The Bundesrat, the chamber representing the federal states, votes on the law on Friday and Merkel cannot afford failure on the first big project of her administration.

So, despite her promises to the contrary, expect the chancellor to buy off enough obstinate state premiers at the last minute to secure the vote.

In normal circumstances, political observers would welcome this horse-trading as a return to business as usual in the German capital.

But it’s important to remember that this is new territory for Merkel: she cut her teeth as chancellor heading a grand coalition.

This was a comfortable carriage for four years, matching Merkel’s preferred approach to power of ruling through moderating.

Rather than push through a programme, she preferred to let things drift and, only when pressed, push through over watery compromises with her political opponents, the Social Democrats.

The CDU and SPD’s combined parliamentary strength guaranteed a huge majority and kept Merkel’s enemies checking each other.

First, having the SPD at close quarters reined in the party that, in normal parliamentary circumstances, would watch and critique her work in office.

Second, sharing power with the SPD put manners on her rivals within the CDU. These 50-something men, the so-called “crown princes”, still smart over how Merkel outfoxed them to the party leadership a decade ago.

In the last four years, these impatient princes recognised that the grand coalition was not the time to challenge their own party leader.
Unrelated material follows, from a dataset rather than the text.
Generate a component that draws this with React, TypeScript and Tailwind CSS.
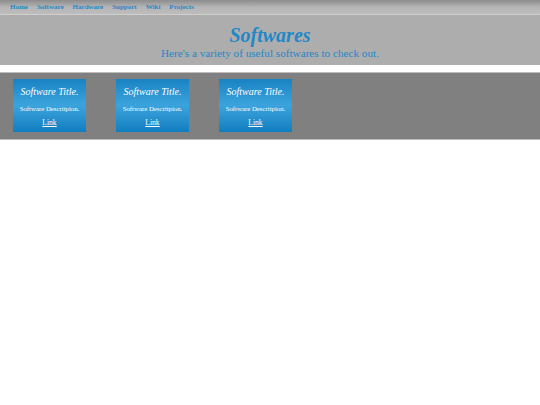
import React from 'react';

const links = ['Home', 'Software', 'Hardware', 'Support', 'Wiki', 'Projects'];
const cards = [1, 2, 3];

const App: React.FC = () => {
  return (
    <div className="min-h-[405px] w-full bg-white font-['Liberation_Serif',serif]">
      {/* nav */}
      <nav className="flex h-[15px] items-center gap-[9px] border-b border-[#cfcfcf] bg-gradient-to-b from-[#8c8c8c] via-[#b4b4b4] to-[#bdbdbd] pl-[10px]">
        {links.map(l => (
          <a key={l} href="#" className="text-[7px] font-bold leading-none text-[#1e88c8]">
            {l}
          </a>
        ))}
      </nav>

      {/* header */}
      <header className="flex h-[50px] flex-col items-center justify-center bg-[#adadad] pt-[4px] text-[#1e88c8]">
        <h1 className="text-[20px] font-bold italic leading-[22px]">Softwares</h1>
        <p className="text-[11.2px] leading-[14px]">Here's a variety of useful softwares to check out.</p>
      </header>

      <div className="h-[7px]" />

      {/* cards */}
      <section className="flex h-[68px] items-start gap-[30px] border-y border-[#bdbdbd] bg-[#808080] pl-[13px] pt-[6px]">
        {cards.map(c => (
          <div
            key={c}
            className="flex h-[53px] w-[73px] flex-col items-center bg-gradient-to-b from-[#1883c3] via-[#3ba3dc] to-[#0f7ec0] pt-[7px] text-white"
          >
            <div className="text-[10px] italic leading-[12px]">Software Title.</div>
            <div className="mt-[7px] text-[6.8px] leading-[8px]">Software Descritpion.</div>
            <a href="#" className="mt-[6px] text-[7.6px] leading-[8px] underline">Link</a>
          </div>
        ))}
      </section>
    </div>
  );
};

export default App;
But now their time has come: the tax row has given them the first chance to boost their political profile at Merkel’s expense. Taxing fiscal matters will raise their head again in the coming year: her FDP coalition partners only came abroad with a promise of a major overhaul of Germany’s Kafkaesque tax code, followed by radical tax cuts.

But finance minister Wolfgang Schäuble – Merkel’s bad lieutenant at the cabinet table – has no plans to honour that promise.

With an extra €100 billion in new borrowing pencilled in for next year – over 5 per cent of GDP – he sees no room for tax breaks, so expect tears and tantrums from the FDP.

Between the two domestic tax headaches, however, Merkel faces perhaps the greatest challenge yet in her political career, one for which four years of grand coalition has left her ill-equipped: the fallout from the September 4th, German-ordered air strike in Afghanistan that killed in excess of 140 people.

For three months, Berlin insisted the strike was a justifiable measure to prevent two Taliban-hijacked petrol tankers being turned into “rolling bombs”.

But by now daily revelations have cast a very different light on the mission, and raised serious questions about Germany’s true involvement in Afghanistan.

Leaks from official reports about the bombing, which reportedly breached Nato’s own guidelines, suggest the German colonel in charge was acting in concert with a team of elite German soldiers and that Taliban insurgents – not the tankers – were the real targets of the bombing.

Targeted killing of Taliban figures is a long way from why Germany went to Afghanistan. Mindful of pacifist views back home, German soldiers are supposed to be building schools and training policeman.

But Merkel’s insistence that Germany is fulfilling a reconstruction role, and her energetic denial that it is involved in a war in Afghanistan, sounds hollow after Red Cross reports of up to 70 civilian dead, including children as young as eight years old.

For four years, Merkel has avoided heading a national discussion about Germany’s military role in the world.

Now she has lost the initiative to the parliamentary foreign affairs committee that will begin hearings later this week on the bombing and on the reality of a mission to Afghanistan that two-thirds of Germans want ended.

Once, political strategists praised Angela Merkel as the pragmatic East German pastor’s daughter who always secured the strategic advantage by speaking and acting only at the last minute.

After four grand coalition years, fine-tuning the art of pragmatic procrastination, the time has come for the dress-up Angela Merkel to get working or else face a severe dressing down.